Albert Bachmann, Switzerland's least effective but most colourful spymaster, whose dread of a Soviet invasion led him to create a secret intelligence service and guerrilla force unknown to the Swiss government in the 1970s, died on April 12 2011, in Cork, Ireland. He was 81.

His family, in an announcement printed in the Zurich newspaper Tages-Anzeiger, said he died after a brief illness.

Bachmann, who held the rank of colonel, brought dash and panache to Swiss spy craft in his relatively brief but highly eventful leadership of Swiss military intelligence. A communist in his younger days, he became a hard-line cold warrior after the 1968 Soviet takeover of Czechoslovakia, which he regarded as the dress rehearsal for a full-scale invasion of western Europe.

After being appointed to run Swiss intelligence in 1976, he created Project 26 , a secret army of 2000 resistance fighters trained to wage guerrilla warfare against Soviet troops in the event of an invasion.

To ensure the survival of the Swiss state, he bought Liss Ard, a 200-acre estate near Cork, to serve as a refuge and headquarters for a government in exile and, in the basement of of its two Georgian houses, a vault for Switzerland's gold reserves.

Loyalists regarded colonel Bachmann as a fearless visionary. Others agreed with the intelligence agent who dismissed his former boss as "a glorified Boy Scout who saw evil everywhere and believed that he alone possessed the absolute truth about national defence."
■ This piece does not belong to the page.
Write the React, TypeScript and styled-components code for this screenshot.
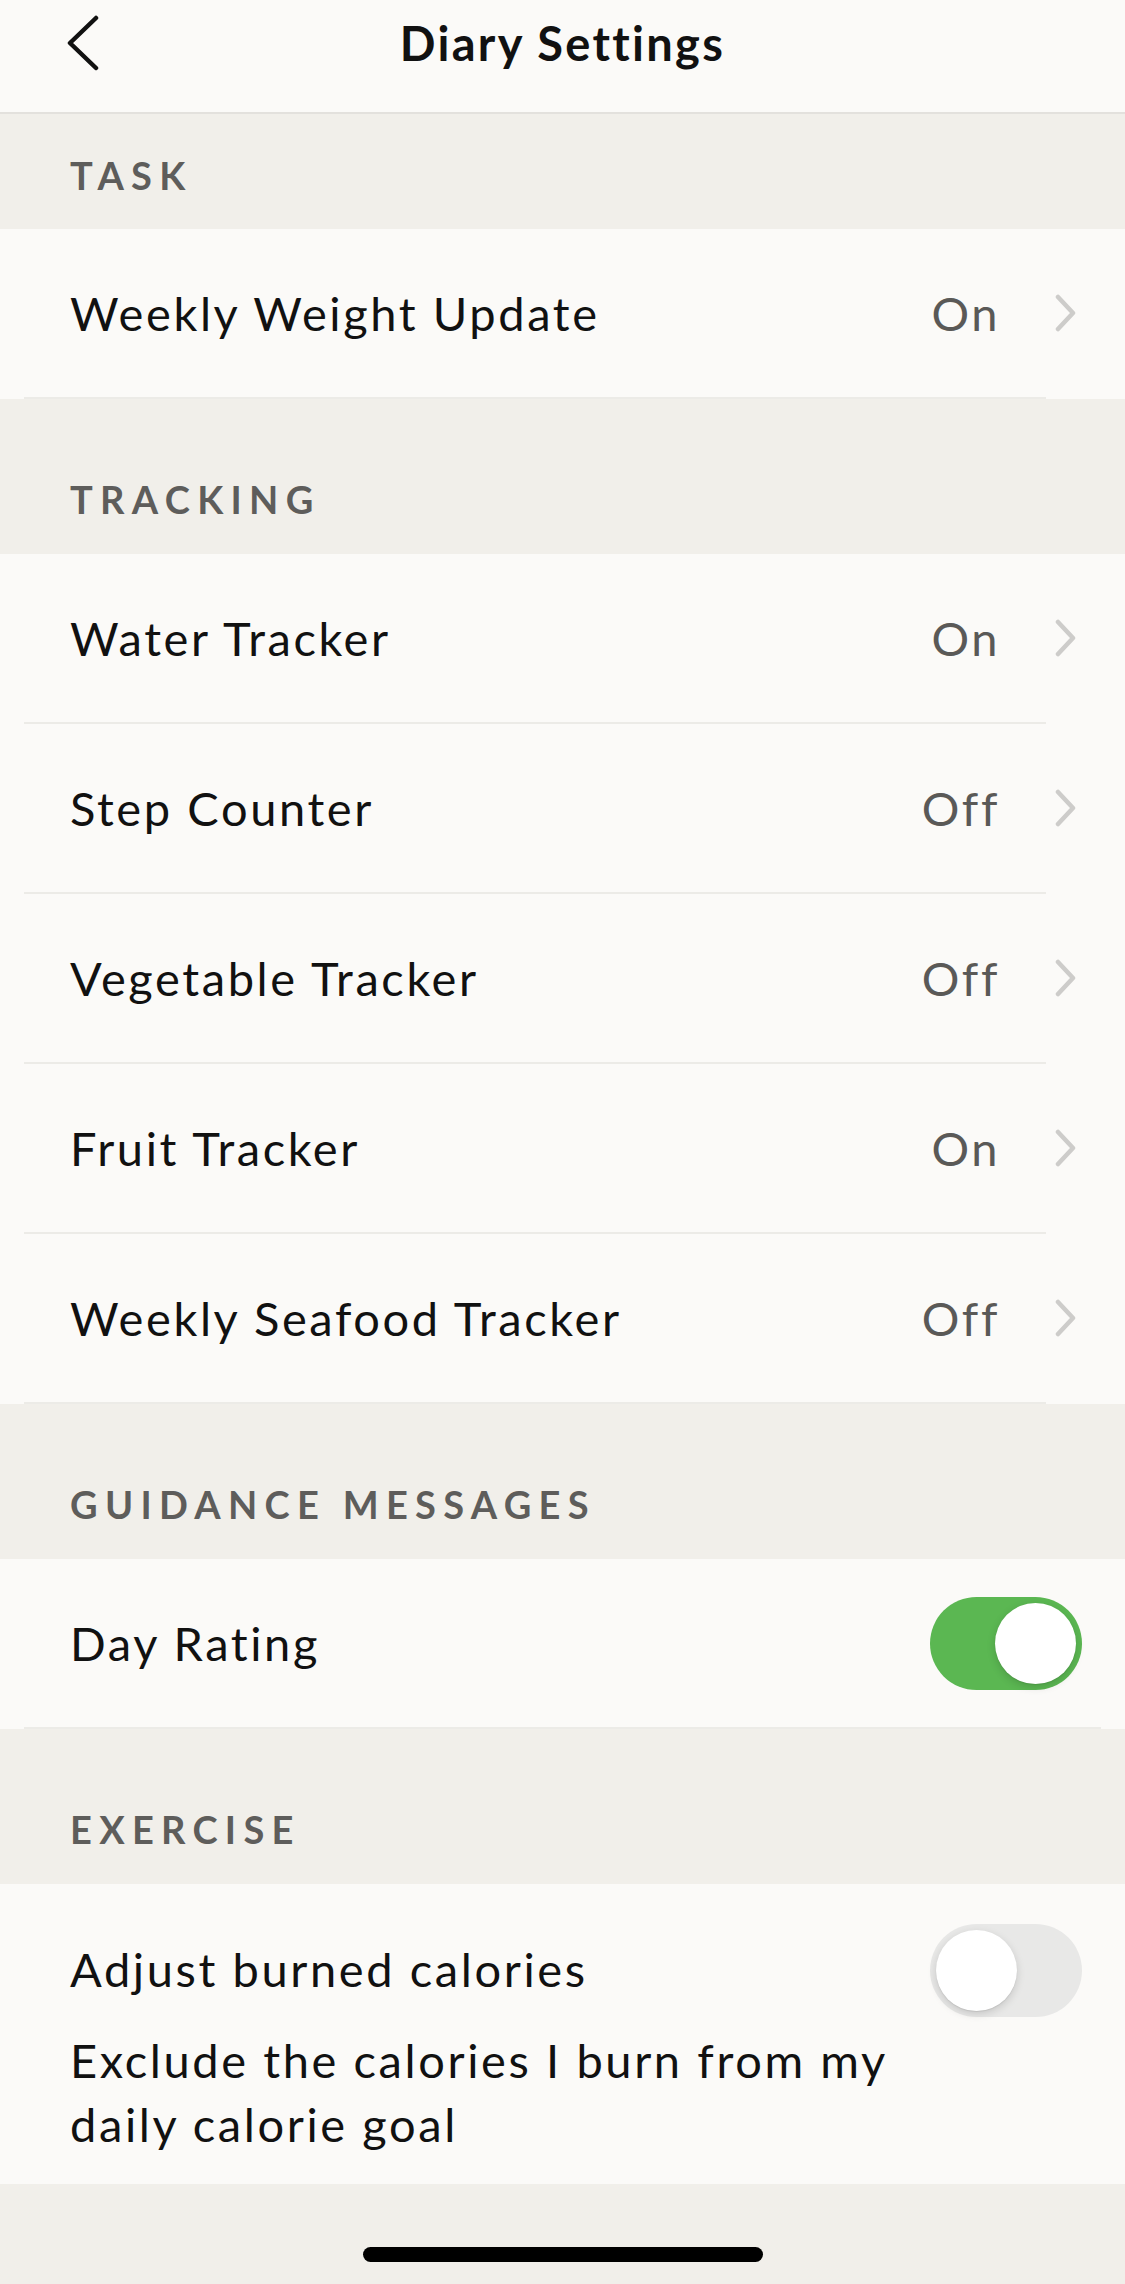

Colonel Bachmann came to grief after sending one of his operatives, a management consultant named Kurt Schilling, to spy on Austrian troops carrying out maneuvers near the town of St. Polten in November 1979.

The need for cloak-and-dagger screcy was unclear, since the Austian goverment had invited observers from all over the Eastern bloc to watch the operations. Schilling, equipped with maps, binoculars and a notebook, nevertheless spent several days snooping around military barracks and command posts before the Austrian police pounced.

Called "the spy who came in from the Emmentaler", a reference to Switzerland's most famous cheese, Schilling was put on trial for espionage. His mission, he hold the court, was to gauge the ability of the Austrian Army to resist a Soviet attack.

The affaid proved deeply embarrassing to Switzerland, and colonel Bachmann was suspended. Further investigation into his activities exposed Project 26 and related initiatives.

All were a complete surprise to the Swiss defence minister, Georges-André Chevallaz, who found them so outlandish that their architect was briefly suspected of being a double agent.

Colonel Bachmann was soon forced to resign, bringing down the curtain on one of the more intriguing chapters in the history of the cold war.

After being forced into retirement in 1980, colonel Bachmann moved to Cork, where he dealt sucessfully in real estate.

"He was an amazing character with a great sense of humour - but a lot of people thought he was a retired banker and not an intelligence officer," a local resident told The Irish Independent.